On the economic front, data showed US consumer confidence rose to a six-month high in August as more upbeat views of the economy and inflation offset waning optimism about the labour market.
While the S&P 500 is now nearly back to its all-time high in the wake of Powell’s recent dovish message, underlying risk premia are still somewhat larger than before the July correction began and the previously all-conquering “AI” narrative still is yet to fully recover, according to Jonas Goltermann at Capital Economics.
“Provided that the US economy manages a soft landing, as we continue to anticipate, and enthusiasm around AI rebounds further, we forecast the S&P 500 will hit 6,000 by the end of the year,” he said.
Bank of America Corp clients pulled money from US stocks for the first time in three weeks, paring their exposure in the asset class that continued to hover near a record. The offloading was seen across seven of the 11 industry groups but was most prominent in technology stocks, which saw their first outflow in three weeks.

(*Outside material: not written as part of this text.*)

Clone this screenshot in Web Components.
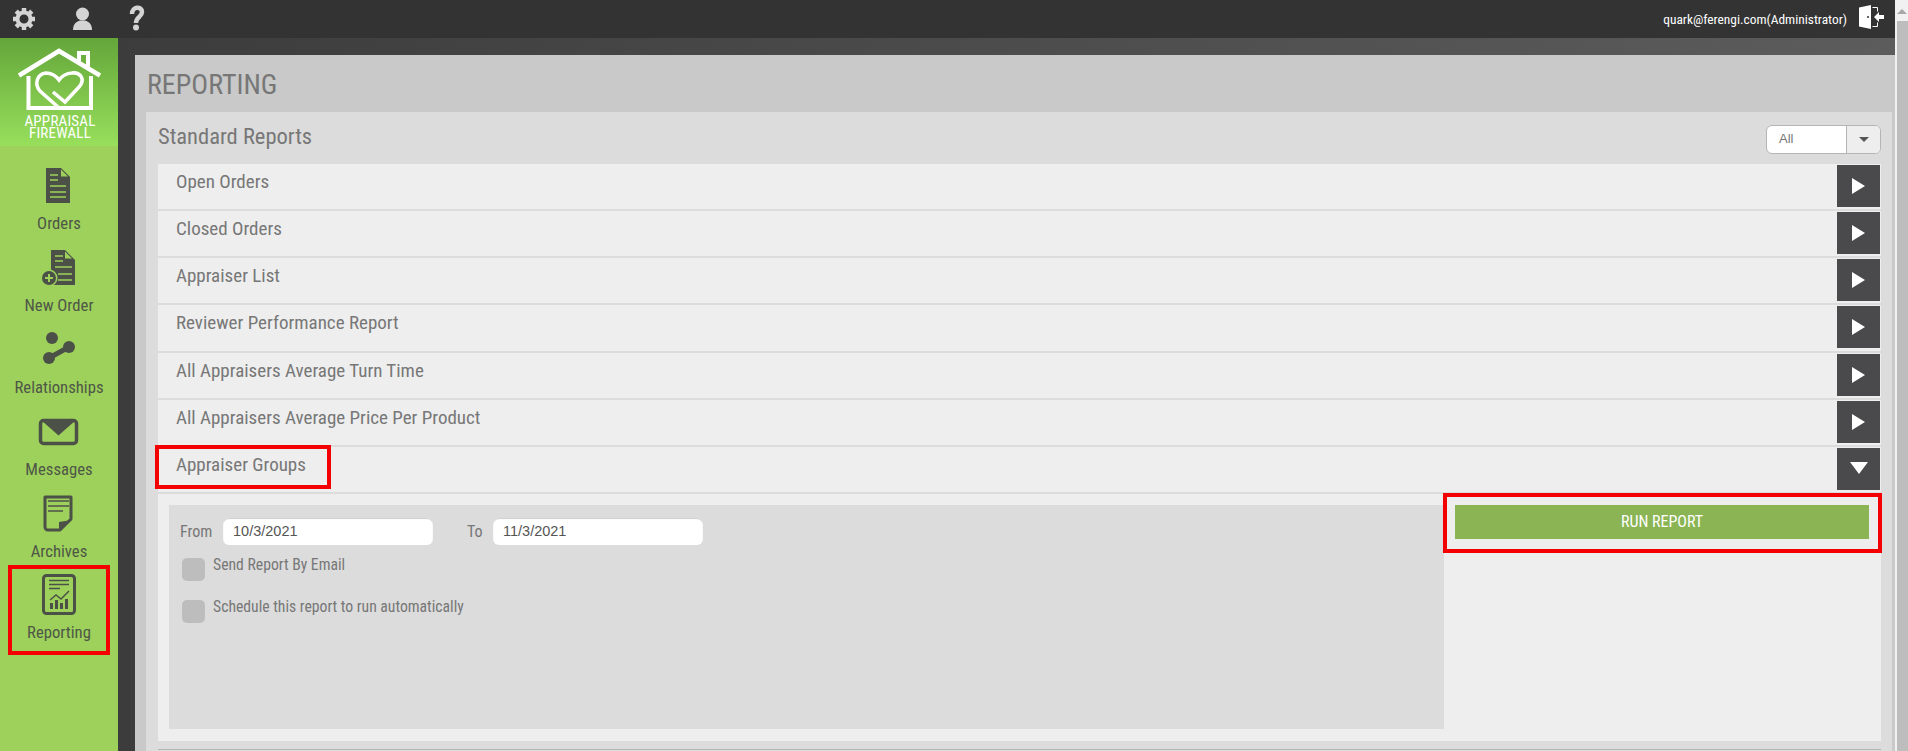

Though the recent rally in Treasuries helped bring the stock-bond relative value comparison back near the long-term average, equities still suffer limited appeal on yields, according to BI’s Adams.
The S&P 500 equity risk premium — the spread between the earnings yield on stocks and the yield on the 10-year Treasury — has edged back into positive territory, Adams noted. However, right at its long-term average, it is still too low to support the notion of strong forward returns like it did in the 2010-19 bull market, she noted.
“Due to the combination of higher bond yields and stocks near all-time highs, the equity risk premium suggests merely average future returns for stocks — a far cry from the double-digit annualised returns that characterised the post-financial crisis era — but still positive nonetheless,” the strategist concluded.